Beijing: Amid a row over Environment
Minister Jairam Ramesh`s remark describing Home Ministry`s
approach towards Chinese investments in India as "alarmist", a
top analyst here has said his "apology" was "understandable".
"Ramesh is one of the politicians who advocate
friendly Sino-Indian co-operation. His supportive remarks
toward Chinese products are encouraging," said Zhao Gancheng,
director at the Department of South Asia Studies of the
Shanghai Institutes for International Studies.
"However, his criticism of the Home Ministry seemed to
be questioned by the central government and the Indian public.
Therefore, it is understandable for him to make an apology to
the relevant departments," Zhao was quoted as saying by the
state-run Global Times.
About alleged intrusions by Chinese Army into Indian
territory, he said it was purely speculative.
"The story, without confirmation by Indian officials,
indicates that some Indian people maintain a prudent stance
toward sensitive or negative information related to
Sino-Indian ties," Zhao said.
The expert said although speculations have limited
effects on governmental decision-making processes, it could
impact public opinion in India toward China in the long term.
In his comments on the reports of incursions, Sun
Shihai, a South Asia studies expert at the Chinese Academy of
Social Sciences, told the China Daily that such media
speculation will only escalate negative sentiments.

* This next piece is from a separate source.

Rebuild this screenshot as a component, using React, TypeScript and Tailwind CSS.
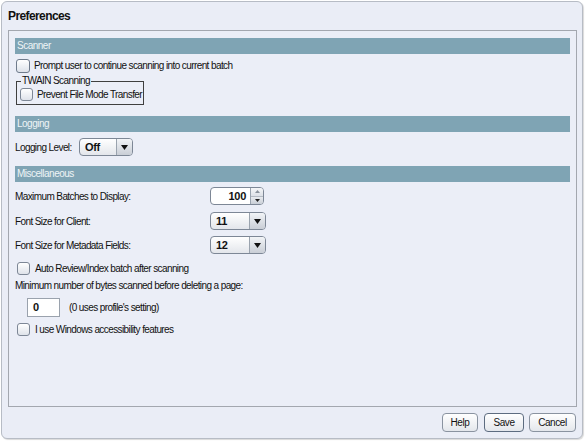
import React from "react";

const font = { fontFamily: '"Liberation Sans", Arial, sans-serif' };

function Check() {
  return (
    <div className="w-[13px] h-[13px] rounded-[3px] border border-[#7d8796] bg-gradient-to-b from-[#ffffff] to-[#dfe3ea] shrink-0" />
  );
}

function Header({ title }: { title: string }) {
  return (
    <div className="h-[16px] bg-[#7fa4b4] text-[#eef4f6] text-[10px] tracking-[-0.5px] leading-[16px] pl-[2px]">
      {title}
    </div>
  );
}

function Select({ value, w }: { value: string; w: string }) {
  return (
    <div
      className={`${w} h-[18px] rounded-[4px] border border-[#7d8796] bg-gradient-to-b from-[#ffffff] to-[#e3e6eb] flex items-stretch overflow-hidden shrink-0`}
    >
      <div className="flex-1 pl-[5px] text-[11px] tracking-[-0.3px] font-bold leading-[16px] text-[#111]">{value}</div>
      <div className="w-[16px] border-l border-[#9aa3ae] bg-gradient-to-b from-[#f2f4f7] to-[#c9ced6] flex items-center justify-center">
        <svg width="7" height="5" viewBox="0 0 7 5">
          <polygon points="0,0 7,0 3.5,5" fill="#111" />
        </svg>
      </div>
    </div>
  );
}

function Spinner() {
  return (
    <div className="w-[54px] h-[18px] rounded-[4px] border border-[#7d8796] bg-white flex items-stretch overflow-hidden shrink-0">
      <div className="flex-1 pr-[4px] text-right text-[11px] tracking-[-0.3px] font-bold leading-[16px] text-[#111]">100</div>
      <div className="w-[13px] border-l border-[#9aa3ae] flex flex-col">
        <div className="flex-1 bg-gradient-to-b from-[#f5f6f8] to-[#dde1e7] flex items-center justify-center border-b border-[#b4bac3]">
          <svg width="5" height="3" viewBox="0 0 5 3">
            <polygon points="0,3 5,3 2.5,0" fill="#8a929c" />
          </svg>
        </div>
        <div className="flex-1 bg-gradient-to-b from-[#e8ebef] to-[#c9ced6] flex items-center justify-center">
          <svg width="5" height="3" viewBox="0 0 5 3">
            <polygon points="0,0 5,0 2.5,3" fill="#222" />
          </svg>
        </div>
      </div>
    </div>
  );
}

function Button({ label, w, def }: { label: string; w: string; def?: boolean }) {
  return (
    <div
      className={`${w} h-[19px] rounded-[4px] border ${def ? "border-[#5d6c80]" : "border-[#8a93a0]"} bg-gradient-to-b from-[#ffffff] to-[#e4e7ec] text-[10px] tracking-[-0.4px] leading-[17px] text-center text-[#111]`}
    >
      {label}
    </div>
  );
}

export default function App() {
  return (
    <div className="w-[585px] h-[441px] bg-white p-[1px]" style={font}>
      <div className="w-[582px] h-[438px] rounded-[6px] border border-[#b7bcc5] bg-[#eaedf6] shadow-[1px_1px_1px_rgba(0,0,0,0.15)] flex flex-col">
        <div className="mt-[6px] h-[16px] pl-[6px] text-[12px] tracking-[-0.6px] leading-[16px] font-bold text-[#111]">
          Preferences
        </div>
        <div className="mt-[6px] ml-[6px] w-[569px] h-[377px] border border-[#a3a7af] bg-[#ebeef7] px-[6px] pt-[7px] flex flex-col text-[10px] tracking-[-0.6px] text-[#111] whitespace-nowrap">
          <Header title="Scanner" />
          <div className="mt-[4px] h-[15px] flex items-center">
            <div className="ml-[1px] w-[14px] h-[14px] rounded-[3px] border border-[#6f7b8c] bg-gradient-to-b from-[#ffffff] to-[#dde2ea]" />
            <span className="ml-[4px]">Prompt user to continue scanning into current batch</span>
          </div>
          <fieldset className="mt-[2px] ml-[1px] w-[128px] border border-[#3f3f3f] pb-[3px] pl-[3px]">
            <legend className="ml-[1px] px-[1px] leading-[12px]">TWAIN Scanning</legend>
            <div className="h-[14px] flex items-center">
              <Check />
              <span className="ml-[4px]">Prevent File Mode Transfer</span>
            </div>
          </fieldset>

          <div className="mt-[11px]">
            <Header title="Logging" />
          </div>
          <div className="mt-[6px] h-[18px] flex items-center">
            <span className="w-[64px]">Logging Level:</span>
            <Select value="Off" w="w-[54px]" />
          </div>

          <div className="mt-[10px]">
            <Header title="Miscellaneous" />
          </div>
          <div className="mt-[5px] h-[18px] flex items-center">
            <span className="w-[195px]">Maximum Batches to Display:</span>
            <Spinner />
          </div>
          <div className="mt-[7px] h-[18px] flex items-center">
            <span className="w-[195px]">Font Size for Client:</span>
            <Select value="11" w="w-[56px]" />
          </div>
          <div className="mt-[6px] h-[18px] flex items-center">
            <span className="w-[195px]">Font Size for Metadata Fields:</span>
            <Select value="12" w="w-[56px]" />
          </div>
          <div className="mt-[8px] h-[13px] flex items-center">
            <div className="ml-[2px]">
              <Check />
            </div>
            <span className="ml-[5px]">Auto Review/Index batch after scanning</span>
          </div>
          <div className="mt-[3px] h-[14px] flex items-center">
            <span>Minimum number of bytes scanned before deleting a page:</span>
          </div>
          <div className="mt-[6px] h-[19px] flex items-center">
            <div className="ml-[12px] w-[33px] h-[19px] border border-[#9aa2ad] bg-white pl-[5px] text-[11px] font-bold leading-[17px]">
              0
            </div>
            <span className="ml-[9px]">(0 uses profile's setting)</span>
          </div>
          <div className="mt-[6px] h-[13px] flex items-center">
            <div className="ml-[2px]">
              <Check />
            </div>
            <span className="ml-[5px]">I use Windows accessibility features</span>
          </div>
        </div>
        <div className="mt-[6px] flex justify-end pr-[6px]">
          <Button label="Help" w="w-[36px]" />
          <div className="ml-[6px]">
            <Button label="Save" w="w-[40px]" def />
          </div>
          <div className="ml-[5px]">
            <Button label="Cancel" w="w-[47px]" />
          </div>
        </div>
      </div>
    </div>
  );
}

"It`s challenging to thoroughly settle the LAC (Line
of Actual Control) issue and it certainly takes a long time,
but we have to keep a strategic view," Sun told the state run
The most important thing is for Beijing and New
Delhi to discuss how to avoid conflicts.
"Conflicts are likely in future if hostile sentiments
keep building between the two peoples, and that`s dangerous
and won`t do China or India any good. Now there`s a push for
officials to talk about what can be done to prevent such
threats and maintain peace together," Sun said.
Fu Xiaoqiang, a scholar of South Asian studies at the
China Institutes of Contemporary International Relations, said
Sino-Indian relations would not be affected by such reports.
"The two countries currently enjoy good diplomatic ties and
military frictions are unlikely," Fu said, adding they still
need each other`s support in many fields.
Jiang Yu, the Chinese Foreign Ministry spokesperson,
yesterday dismissed the reports of incursions, saying Beijing
was committed to solving the vexed boundary issue through
talks and would maintain peace along the border.